Dealing with Imposter Syndrome as an Entrepreneur

Do you ever feel like you don’t deserve to be where you are? Like you only achieved success because of luck? Like other people think you are more capable than you really are? If any of this sounds familiar, you may be one of the many entrepreneurs who are living with imposter syndrome (also known as imposter phenomenon). 

What is Imposter Syndrome?

Broadly speaking, imposter syndrome is the experience of feeling like a fraud. It was first identified in 1978 by psychologists Pauline Rose Clance and Suzanne Imes. Even though it is not a clinical diagnosis, it can seriously mess with mental health. It often causes anxiety and depression, and it can have negative impacts on your career and personal life. 

It’s more common than you think

In a paper published in 1999, psychologists David Dunning and Justin Kruger uncovered a type of cognitive bias that is known today as the Dunning-Kruger effect. The Dunning-Kruger effect highlights how people’s perception of their skill level doesn’t match their reality. So people perceive themselves to be either more or less capable than they really are (and the relationship between actual and perceived capability is inverse).

Research shows that approximately 70% of people will experience at least one occurrence of imposter syndrome during their lives. It is most commonly experienced by high-achievers or those embarking on a new venture. So it makes sense that when looking only at entrepreneurs, this number jumps up to 84%

What causes Imposter Syndrome?

The causes of imposter syndrome include societal pressure, upbringing, and personality traits. People who are pressured by their family and/or their community to achieve are more likely to experience imposter syndrome, as are people who score highly on the scales of perfectionism and neuroticism.

Being part of a marginalized population group increases a person’s risk of struggling with imposter syndrome.

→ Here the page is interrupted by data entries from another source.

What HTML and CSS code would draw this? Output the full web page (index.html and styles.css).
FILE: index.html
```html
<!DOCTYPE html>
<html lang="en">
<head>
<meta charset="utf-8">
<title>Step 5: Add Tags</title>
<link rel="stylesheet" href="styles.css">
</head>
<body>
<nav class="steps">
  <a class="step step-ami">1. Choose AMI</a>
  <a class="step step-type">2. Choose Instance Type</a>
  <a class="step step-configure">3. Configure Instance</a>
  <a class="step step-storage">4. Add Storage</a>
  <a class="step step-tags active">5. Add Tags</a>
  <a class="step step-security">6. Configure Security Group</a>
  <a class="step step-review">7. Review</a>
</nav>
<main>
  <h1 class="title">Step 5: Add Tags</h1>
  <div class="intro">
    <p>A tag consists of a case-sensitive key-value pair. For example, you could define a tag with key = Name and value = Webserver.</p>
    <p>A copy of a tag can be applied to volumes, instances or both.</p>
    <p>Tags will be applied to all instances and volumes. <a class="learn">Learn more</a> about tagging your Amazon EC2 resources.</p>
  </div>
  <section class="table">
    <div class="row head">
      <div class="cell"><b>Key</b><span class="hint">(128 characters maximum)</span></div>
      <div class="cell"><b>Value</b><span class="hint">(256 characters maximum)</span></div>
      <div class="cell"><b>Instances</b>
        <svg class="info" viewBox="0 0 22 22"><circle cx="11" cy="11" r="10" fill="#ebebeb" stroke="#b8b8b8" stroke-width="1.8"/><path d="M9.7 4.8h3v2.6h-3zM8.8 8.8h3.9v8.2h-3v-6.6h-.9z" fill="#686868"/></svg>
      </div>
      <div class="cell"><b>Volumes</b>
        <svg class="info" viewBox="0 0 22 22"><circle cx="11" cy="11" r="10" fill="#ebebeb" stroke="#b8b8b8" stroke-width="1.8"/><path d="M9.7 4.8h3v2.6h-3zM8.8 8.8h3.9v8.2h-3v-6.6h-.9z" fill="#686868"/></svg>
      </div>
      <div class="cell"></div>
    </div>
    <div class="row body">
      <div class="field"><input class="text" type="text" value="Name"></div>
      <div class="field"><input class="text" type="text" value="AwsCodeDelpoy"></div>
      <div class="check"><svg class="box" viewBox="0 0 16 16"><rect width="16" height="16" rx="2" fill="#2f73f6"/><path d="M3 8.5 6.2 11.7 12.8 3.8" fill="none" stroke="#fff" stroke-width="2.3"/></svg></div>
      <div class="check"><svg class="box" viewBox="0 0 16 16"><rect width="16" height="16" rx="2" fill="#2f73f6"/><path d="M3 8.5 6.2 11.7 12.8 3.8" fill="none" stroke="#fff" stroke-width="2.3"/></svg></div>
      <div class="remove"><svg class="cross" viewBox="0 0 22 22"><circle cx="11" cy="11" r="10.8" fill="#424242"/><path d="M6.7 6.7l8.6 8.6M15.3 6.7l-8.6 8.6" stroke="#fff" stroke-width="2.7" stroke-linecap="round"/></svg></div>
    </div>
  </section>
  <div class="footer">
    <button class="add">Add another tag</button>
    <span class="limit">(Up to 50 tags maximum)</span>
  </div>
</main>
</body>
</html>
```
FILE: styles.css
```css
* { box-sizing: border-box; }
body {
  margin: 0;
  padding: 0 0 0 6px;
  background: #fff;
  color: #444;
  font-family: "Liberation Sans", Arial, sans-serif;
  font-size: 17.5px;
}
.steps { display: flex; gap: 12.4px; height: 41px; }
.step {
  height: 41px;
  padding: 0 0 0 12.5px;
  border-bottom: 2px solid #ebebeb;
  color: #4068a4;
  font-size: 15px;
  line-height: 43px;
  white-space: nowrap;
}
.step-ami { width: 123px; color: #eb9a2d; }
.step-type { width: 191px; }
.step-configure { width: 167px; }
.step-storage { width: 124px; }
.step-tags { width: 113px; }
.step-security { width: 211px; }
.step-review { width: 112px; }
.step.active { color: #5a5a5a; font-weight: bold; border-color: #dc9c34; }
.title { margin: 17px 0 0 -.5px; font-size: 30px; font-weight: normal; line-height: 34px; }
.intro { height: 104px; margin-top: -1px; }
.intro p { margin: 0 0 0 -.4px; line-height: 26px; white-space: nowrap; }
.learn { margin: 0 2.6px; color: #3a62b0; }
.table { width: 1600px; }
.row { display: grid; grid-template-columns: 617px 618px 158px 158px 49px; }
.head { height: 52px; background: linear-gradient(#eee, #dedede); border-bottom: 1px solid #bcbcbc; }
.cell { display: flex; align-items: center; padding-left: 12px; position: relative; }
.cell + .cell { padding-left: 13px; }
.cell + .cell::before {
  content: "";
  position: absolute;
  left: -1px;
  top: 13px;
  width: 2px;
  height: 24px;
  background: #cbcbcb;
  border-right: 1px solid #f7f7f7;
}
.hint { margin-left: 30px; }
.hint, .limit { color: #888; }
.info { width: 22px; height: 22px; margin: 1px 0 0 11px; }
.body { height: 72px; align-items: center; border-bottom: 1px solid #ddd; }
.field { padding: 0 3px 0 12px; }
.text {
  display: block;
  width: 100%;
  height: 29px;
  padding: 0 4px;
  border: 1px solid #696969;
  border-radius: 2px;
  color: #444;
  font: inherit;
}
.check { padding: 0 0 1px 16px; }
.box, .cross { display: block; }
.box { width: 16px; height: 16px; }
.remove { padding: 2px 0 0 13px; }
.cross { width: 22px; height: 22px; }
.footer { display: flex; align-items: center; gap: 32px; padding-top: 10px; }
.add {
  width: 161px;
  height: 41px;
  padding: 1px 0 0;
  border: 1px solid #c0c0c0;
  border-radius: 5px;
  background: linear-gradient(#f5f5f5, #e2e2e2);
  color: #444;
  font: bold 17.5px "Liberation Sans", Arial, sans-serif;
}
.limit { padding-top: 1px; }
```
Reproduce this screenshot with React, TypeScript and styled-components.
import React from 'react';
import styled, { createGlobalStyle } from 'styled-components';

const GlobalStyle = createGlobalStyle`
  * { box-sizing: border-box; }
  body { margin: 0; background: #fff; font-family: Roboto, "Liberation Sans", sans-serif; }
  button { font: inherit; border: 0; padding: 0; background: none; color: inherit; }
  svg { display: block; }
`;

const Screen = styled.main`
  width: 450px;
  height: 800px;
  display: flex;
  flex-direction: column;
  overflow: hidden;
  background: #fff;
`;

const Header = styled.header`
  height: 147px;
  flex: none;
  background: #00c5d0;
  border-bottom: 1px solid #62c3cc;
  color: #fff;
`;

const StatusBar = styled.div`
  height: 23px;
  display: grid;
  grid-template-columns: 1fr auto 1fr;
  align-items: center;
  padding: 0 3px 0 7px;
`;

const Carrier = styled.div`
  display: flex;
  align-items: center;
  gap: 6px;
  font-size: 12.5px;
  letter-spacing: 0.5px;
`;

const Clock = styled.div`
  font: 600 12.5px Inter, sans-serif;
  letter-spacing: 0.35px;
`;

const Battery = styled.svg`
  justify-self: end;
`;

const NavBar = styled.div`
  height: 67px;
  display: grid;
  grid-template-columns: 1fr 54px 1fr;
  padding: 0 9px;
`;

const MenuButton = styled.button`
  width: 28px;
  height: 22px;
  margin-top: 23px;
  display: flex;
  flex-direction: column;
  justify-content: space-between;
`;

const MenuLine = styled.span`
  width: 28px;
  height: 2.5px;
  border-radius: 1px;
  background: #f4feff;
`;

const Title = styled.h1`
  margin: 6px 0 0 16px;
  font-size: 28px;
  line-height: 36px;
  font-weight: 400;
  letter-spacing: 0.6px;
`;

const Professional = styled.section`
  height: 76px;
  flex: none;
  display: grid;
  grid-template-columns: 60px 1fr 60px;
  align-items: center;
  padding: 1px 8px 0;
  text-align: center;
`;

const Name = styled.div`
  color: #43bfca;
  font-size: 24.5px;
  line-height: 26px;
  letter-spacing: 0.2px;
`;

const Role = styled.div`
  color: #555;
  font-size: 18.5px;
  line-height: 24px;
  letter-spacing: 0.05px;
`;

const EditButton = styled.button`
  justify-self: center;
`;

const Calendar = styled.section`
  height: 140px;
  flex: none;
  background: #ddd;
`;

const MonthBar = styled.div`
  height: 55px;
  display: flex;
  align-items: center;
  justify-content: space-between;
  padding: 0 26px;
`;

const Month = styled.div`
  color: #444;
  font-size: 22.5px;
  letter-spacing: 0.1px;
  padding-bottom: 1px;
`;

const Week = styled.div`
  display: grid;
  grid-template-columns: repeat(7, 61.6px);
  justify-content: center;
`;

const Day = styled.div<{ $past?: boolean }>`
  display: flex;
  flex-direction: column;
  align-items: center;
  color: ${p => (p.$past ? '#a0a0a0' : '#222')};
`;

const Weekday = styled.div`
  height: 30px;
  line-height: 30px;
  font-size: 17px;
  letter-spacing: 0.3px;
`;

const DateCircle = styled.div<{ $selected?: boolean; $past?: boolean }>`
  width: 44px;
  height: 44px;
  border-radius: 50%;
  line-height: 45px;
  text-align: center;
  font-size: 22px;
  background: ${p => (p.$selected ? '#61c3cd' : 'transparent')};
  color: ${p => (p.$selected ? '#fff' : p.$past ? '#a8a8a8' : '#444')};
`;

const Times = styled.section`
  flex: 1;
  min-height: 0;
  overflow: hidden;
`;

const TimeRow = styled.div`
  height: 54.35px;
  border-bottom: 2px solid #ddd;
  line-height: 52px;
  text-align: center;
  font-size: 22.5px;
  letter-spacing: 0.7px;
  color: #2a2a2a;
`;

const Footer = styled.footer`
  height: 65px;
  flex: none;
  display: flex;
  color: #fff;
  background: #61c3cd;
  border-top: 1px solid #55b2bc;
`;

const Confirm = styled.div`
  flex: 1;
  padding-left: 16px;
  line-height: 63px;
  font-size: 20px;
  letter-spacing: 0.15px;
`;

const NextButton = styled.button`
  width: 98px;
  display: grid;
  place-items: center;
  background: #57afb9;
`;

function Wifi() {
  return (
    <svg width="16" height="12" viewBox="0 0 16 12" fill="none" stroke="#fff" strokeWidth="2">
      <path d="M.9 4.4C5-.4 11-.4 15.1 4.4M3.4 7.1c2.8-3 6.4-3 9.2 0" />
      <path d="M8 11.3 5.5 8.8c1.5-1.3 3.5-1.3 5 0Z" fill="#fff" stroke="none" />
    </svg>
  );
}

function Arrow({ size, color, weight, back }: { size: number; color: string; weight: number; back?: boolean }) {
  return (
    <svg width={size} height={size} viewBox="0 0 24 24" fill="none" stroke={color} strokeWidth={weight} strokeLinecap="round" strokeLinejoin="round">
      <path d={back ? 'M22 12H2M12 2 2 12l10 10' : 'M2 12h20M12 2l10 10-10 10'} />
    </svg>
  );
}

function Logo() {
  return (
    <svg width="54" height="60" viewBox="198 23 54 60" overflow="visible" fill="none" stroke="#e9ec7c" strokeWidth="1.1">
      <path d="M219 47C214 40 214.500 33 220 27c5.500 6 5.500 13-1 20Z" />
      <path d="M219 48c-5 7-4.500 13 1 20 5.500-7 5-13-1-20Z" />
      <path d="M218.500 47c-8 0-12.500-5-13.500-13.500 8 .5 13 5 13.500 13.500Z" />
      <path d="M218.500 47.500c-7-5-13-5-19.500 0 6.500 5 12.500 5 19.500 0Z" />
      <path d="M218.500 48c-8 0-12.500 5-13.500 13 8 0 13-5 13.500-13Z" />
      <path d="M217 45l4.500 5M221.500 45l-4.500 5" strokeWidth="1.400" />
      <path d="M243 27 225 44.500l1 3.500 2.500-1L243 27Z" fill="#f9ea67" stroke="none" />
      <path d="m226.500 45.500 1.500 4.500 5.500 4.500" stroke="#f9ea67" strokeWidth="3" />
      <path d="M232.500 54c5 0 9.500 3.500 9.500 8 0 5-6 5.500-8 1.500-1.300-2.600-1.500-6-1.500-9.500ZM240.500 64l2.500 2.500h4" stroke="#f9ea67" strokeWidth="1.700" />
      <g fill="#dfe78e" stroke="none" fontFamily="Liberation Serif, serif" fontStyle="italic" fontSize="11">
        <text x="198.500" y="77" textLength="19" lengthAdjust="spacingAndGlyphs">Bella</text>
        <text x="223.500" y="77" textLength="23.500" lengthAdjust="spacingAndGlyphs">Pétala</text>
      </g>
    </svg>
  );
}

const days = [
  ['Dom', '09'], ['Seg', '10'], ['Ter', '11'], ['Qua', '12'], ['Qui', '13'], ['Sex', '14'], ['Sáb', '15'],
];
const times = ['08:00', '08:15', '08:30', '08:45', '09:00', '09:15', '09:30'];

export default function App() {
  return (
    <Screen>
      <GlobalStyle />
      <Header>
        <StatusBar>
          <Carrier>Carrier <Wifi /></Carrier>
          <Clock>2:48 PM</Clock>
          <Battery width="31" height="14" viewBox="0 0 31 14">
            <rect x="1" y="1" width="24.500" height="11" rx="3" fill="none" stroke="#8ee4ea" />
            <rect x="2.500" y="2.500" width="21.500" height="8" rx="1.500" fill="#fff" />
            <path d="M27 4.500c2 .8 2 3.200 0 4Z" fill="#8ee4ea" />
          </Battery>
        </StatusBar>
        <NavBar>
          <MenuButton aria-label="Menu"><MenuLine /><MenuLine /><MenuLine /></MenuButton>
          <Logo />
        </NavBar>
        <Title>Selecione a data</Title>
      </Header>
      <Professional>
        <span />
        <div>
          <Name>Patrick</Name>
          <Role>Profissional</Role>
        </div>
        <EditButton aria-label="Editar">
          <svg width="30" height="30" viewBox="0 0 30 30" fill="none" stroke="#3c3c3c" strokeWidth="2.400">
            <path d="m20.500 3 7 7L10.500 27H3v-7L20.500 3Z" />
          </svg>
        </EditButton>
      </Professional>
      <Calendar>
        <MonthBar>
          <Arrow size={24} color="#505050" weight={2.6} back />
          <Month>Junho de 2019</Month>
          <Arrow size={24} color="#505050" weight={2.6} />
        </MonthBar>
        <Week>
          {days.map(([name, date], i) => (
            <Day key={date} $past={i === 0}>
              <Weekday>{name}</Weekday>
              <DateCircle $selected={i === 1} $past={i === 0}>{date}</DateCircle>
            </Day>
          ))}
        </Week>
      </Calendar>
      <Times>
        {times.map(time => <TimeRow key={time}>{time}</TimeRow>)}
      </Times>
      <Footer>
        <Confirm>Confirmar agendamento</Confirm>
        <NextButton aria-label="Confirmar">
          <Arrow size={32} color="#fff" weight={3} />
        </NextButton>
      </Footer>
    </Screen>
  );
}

So does the introduction of a new challenge or opportunity into someone’s life (e.g. starting a business or successfully receiving your first round of funding!)

Types of Imposter Syndrome

Dr. Valerie Youn identified 5 different types of imposter syndrome which are briefly outlined below:

The Perfectionist: having a desire to always produce work that is 100% perfect.

The Expert: never feeling like you know enough.

The Soloist: asking or accepting help from others feels like a failure. 

The Natural Genius: not getting something right the first time is unacceptable.

The Superwoman/Superman: feeling unworthy of being where you are no matter how much or how hard you work. 

Most people are likely to feel like one or all of these people at some point in their lives, but when these feelings never switch off, they can become problematic. Imposter syndrome can negatively affect job performance, prevent people from taking on responsibilities that would be beneficial to them, and cause feelings of shame and depression. 

How to Mitigate Imposter Syndrome As An Entrepreneur

As with so many things in life, talking openly about having imposter syndrome is the first step to mitigating it. Talking to other people who have had similar experiences (or to a professional therapist) will make you feel less alone, prevent your emotions from spiraling out of control, and help you better understand your thoughts so that you can begin to change them.

Writing is also a helpful tool when it comes to mitigating imposter syndrome. Write down a list of accomplishments that you are proud of and then try to base your self-assessment off of that list, rather than letting your feelings of self-doubt and inadequacy get in the way. 

Other strategies include:

  1. Setting realistic goals
  2. Determining who your support system is and leaning on them when you need to, 
  3. Turning your feelings of doubt into tools for progress. For example, rather than saying, “I’m not good enough at fundraising to get the money I need to take my business to the next stage,” rather say, “Fundraising isn’t my biggest skill as an entrepreneur, so which resources can use to ensure that I get the money I need?’

As an entrepreneur, you will constantly be facing new challenges, and there will be many opportunities for imposter syndrome to slip into your life. This is a reminder that we are all works in progress, and nobody expects you to be perfect. Don’t let feelings of inadequacy hold you back from reaching your full potential!